The extent of this dissociation is mathematically represented by the base dissociation constant, \(K_b\). Because \(K_b\) values can range widely, the negative logarithm of this constant, known as the \(\text{pKb}\) value, is used to simplify comparisons. A lower \(\text{pKb}\) value directly corresponds to a larger \(K_b\) and indicates a more potent base.
For example, a true strong base like sodium hydroxide (\(\text{NaOH}\)) has a \(\text{pKb}\) value that is very low or even negative, typically around 0.2, reflecting its near-complete dissociation. In contrast, a common weak base like ammonia (\(\text{NH}_3\)) has a significantly higher \(\text{pKb}\) of 4.75, which shows its limited ability to generate hydroxide ions. This \(\text{pKb}\) scale allows for the precise classification of any base, including diethylamine.

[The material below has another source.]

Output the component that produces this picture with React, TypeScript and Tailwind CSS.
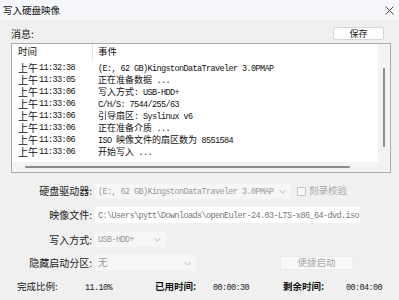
import React from "react";

const SANS = "font-['Noto_Sans_CJK_SC','Noto_Sans',sans-serif]";

function Mixed({ text, mono = "text-[#111]", cjk = "text-[#111]" }: { text: string; mono?: string; cjk?: string }) {
  const parts = text.match(/[\x00-\x7f]+|[^\x00-\x7f]+/g) || [];
  return (
    <span className="whitespace-pre text-[9px] leading-none">
      {parts.map((p, i) =>
        /^[\x00-\x7f]/.test(p) ? (
          <span key={i} className={`font-['Liberation_Mono',monospace] text-[8.5px] tracking-[-0.6px] ${mono}`}>
            {p}
          </span>
        ) : (
          <span key={i} className={`font-['Noto_Sans_CJK_SC',sans-serif] text-[9px] ${cjk}`}>
            {p}
          </span>
        )
      )}
    </span>
  );
}

const rows: [string, string][] = [
  ["11:32:38", "(E:, 62 GB)KingstonDataTraveler 3.0PMAP"],
  ["11:33:05", "正在准备数据 ..."],
  ["11:33:06", "写入方式: USB-HDD+"],
  ["11:33:06", "C/H/S: 7544/255/63"],
  ["11:33:06", "引导扇区: Syslinux v6"],
  ["11:33:06", "正在准备介质 ..."],
  ["11:33:06", "ISO 映像文件的扇区数为 8551584"],
  ["11:33:06", "开始写入 ..."],
];

function Chevron() {
  return (
    <svg width="7" height="5" viewBox="0 0 7 5" className="shrink-0">
      <path d="M0.5 1 L3.5 4 L6.5 1" fill="none" stroke="#b0b0b0" strokeWidth="0.9" />
    </svg>
  );
}

function Label({ children }: { children: React.ReactNode }) {
  return <div className={`text-right text-[10px] leading-none text-[#222] ${SANS}`}>{children}</div>;
}

export default function App() {
  return (
    <div className={`w-[399px] h-[300px] bg-[#f0f0f0] flex flex-col overflow-hidden ${SANS}`}>
      {/* title bar */}
      <div className="h-[20px] shrink-0 bg-[#f5f7fa] flex items-center justify-between pl-[3px] pr-[5px]">
        <span className="text-[9.5px] text-[#111] leading-none mt-[1px]">写入硬盘映像</span>
        <svg width="9" height="9" viewBox="0 0 9 9">
          <path d="M0.5 0.5 L8.5 8.5 M8.5 0.5 L0.5 8.5" stroke="#333" strokeWidth="0.9" />
        </svg>
      </div>

      <div className="flex flex-col pl-[11px] pr-[8px]">
        {/* message row */}
        <div className="h-[23px] flex items-end justify-between pr-[7px]">
          <span className="text-[10px] leading-none text-[#222] mb-[4px]">消息:</span>
          <div className="w-[51px] h-[13px] mb-[3px] bg-[#fdfdfd] border border-[#d6d6d6] rounded-[2px] flex items-center justify-center text-[9px] leading-none text-[#222]">
            保存
          </div>
        </div>

        {/* list box */}
        <div className="w-[380px] h-[130px] border border-[#ababab] flex flex-col">
          <div className="flex h-[118px]">
            <div className="flex-1 bg-white flex flex-col">
              <div className="h-[16px] flex items-center">
                <div className="w-[81px] h-full border-r border-[#e5e5e5] pl-[6px] flex items-center text-[9.5px] leading-none text-[#111]">
                  时间
                </div>
                <div className="pl-[5px] text-[9.5px] leading-none text-[#111]">事件</div>
              </div>
              <div className="mt-[2px] flex flex-col">
                {rows.map(([t, e], i) => (
                  <div key={i} className="h-[12px] flex items-center leading-none">
                    <div className="w-[86px] pl-[6px] flex items-center shrink-0">
                      <span className="inline-block text-[10px] leading-none text-[#111] w-[21px]">上午</span>
                      <span className="font-['Liberation_Mono',monospace] text-[8.5px] leading-none tracking-[-0.6px] text-[#111]">{t}</span>
                    </div>
                    <Mixed text={e} />
                  </div>
                ))}
              </div>
            </div>
            <div className="w-[12px] bg-[#f3f3f3] flex justify-center">
              <div className="mt-[24px] h-[79px] w-[2px] bg-[#8a8a8a] rounded-full" />
            </div>
          </div>
          <div className="h-[10px] bg-[#f3f3f3]">
            <div className="ml-[13px] mt-[4px] w-[325px] h-[2px] bg-[#8a8a8a] rounded-full" />
          </div>
        </div>

        {/* form */}
        <div className="mt-[10px] grid grid-cols-[81px_3px_196px_6px_9px_3px_60px] grid-rows-[16px_8px_16px_9px_15px_8px_16px] items-center">
          {/* row 1 */}
          <Label>硬盘驱动器:</Label>
          <div />
          <div className="h-[15px] overflow-hidden bg-[#f6f6f6] flex items-center justify-between pl-[3px] pr-[5px]">
            <Mixed text="(E:, 62 GB)KingstonDataTraveler 3.0PMAP" mono="text-[#9a9a9a]" />
            <Chevron />
          </div>
          <div />
          <div className="w-[9px] h-[9px] border border-[#c8c8c8] bg-[#f8f8f8] rounded-[1px]" />
          <div />
          <span className="text-[9.5px] leading-none text-[#a8a8a8] whitespace-nowrap">刻录校验</span>

          <div className="col-span-7" />

          {/* row 2 */}
          <Label>映像文件:</Label>
          <div />
          <div className="col-span-5 w-[265px] h-[16px] overflow-hidden bg-white flex items-center pl-[3px]">
            <Mixed text="C:\Users\pytt\Downloads\openEuler-24.03-LTS-x86_64-dvd.iso" mono="text-[#777]" />
          </div>

          <div className="col-span-7" />

          {/* row 3 */}
          <Label>写入方式:</Label>
          <div />
          <div className="col-span-5 w-[71px] h-[15px] bg-[#f6f6f6] flex items-center justify-between pl-[3px] pr-[5px]">
            <Mixed text="USB-HDD+" mono="text-[#9a9a9a]" />
            <Chevron />
          </div>

          <div className="col-span-7" />

          {/* row 4 */}
          <Label>隐藏启动分区:</Label>
          <div />
          <div className="col-span-5 flex items-center">
            <div className="w-[101px] h-[16px] shrink-0 bg-[#f6f6f6] flex items-center justify-between pl-[3px] pr-[5px]">
              <span className="text-[9.5px] leading-none text-[#9a9a9a]">无</span>
              <Chevron />
            </div>
            <div className="ml-[84px] w-[73px] shrink-0 h-[14px] bg-[#f8f8f8] border border-[#ececec] flex items-center justify-center text-[9.5px] leading-none text-[#a8a8a8]">
              便捷启动
            </div>
          </div>
        </div>

        <div className="mt-[9px] h-[14px] grid grid-cols-[68px_70px_58px_70px_63px_auto] items-center pl-[6px] leading-none">
          <span className="text-[9.5px] text-[#222]">完成比例:</span>
          <Mixed text="11.10%" mono="text-[#222]" />
          <span className="text-[9.5px] text-[#111] font-semibold">已用时间:</span>
          <Mixed text="00:00:30" mono="text-[#222]" />
          <span className="text-[9.5px] text-[#111] font-semibold">剩余时间:</span>
          <Mixed text="00:04:00" mono="text-[#222]" />
        </div>
      </div>
    </div>
  );
}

Diethylamine’s Specific Basicity and Classification
Diethylamine’s basic strength is quantitatively defined by its \(\text{pKb}\) value, which is approximately 3.0. This numerical value immediately places it firmly in the category of a weak base, as it is far from the near-zero \(\text{pKb}\) of strong bases. However, when compared to the \(\text{pKb}\) of ammonia (4.75), diethylamine is significantly stronger.
This increased basicity is a direct result of its structure as an amine, specifically the presence of the two ethyl (\(\text{C}_2\text{H}_5\)) groups attached to the nitrogen atom. These ethyl groups are known as electron-donating groups and they push electron density toward the central nitrogen atom. The increased electron density makes the nitrogen’s lone pair more readily available to accept a proton (\(\text{H}^+\)), which is the chemical definition of a base.
The ethyl groups also help stabilize the resulting positive charge on the diethylammonium ion, which is the conjugate acid formed after the base accepts a proton. This stabilizing effect makes diethylamine one of the strongest bases among common organic amines. However, its \(\text{pKb}\) of 3.0 confirms it is a moderate base, substantially stronger than ammonia but orders of magnitude weaker than a truly strong base.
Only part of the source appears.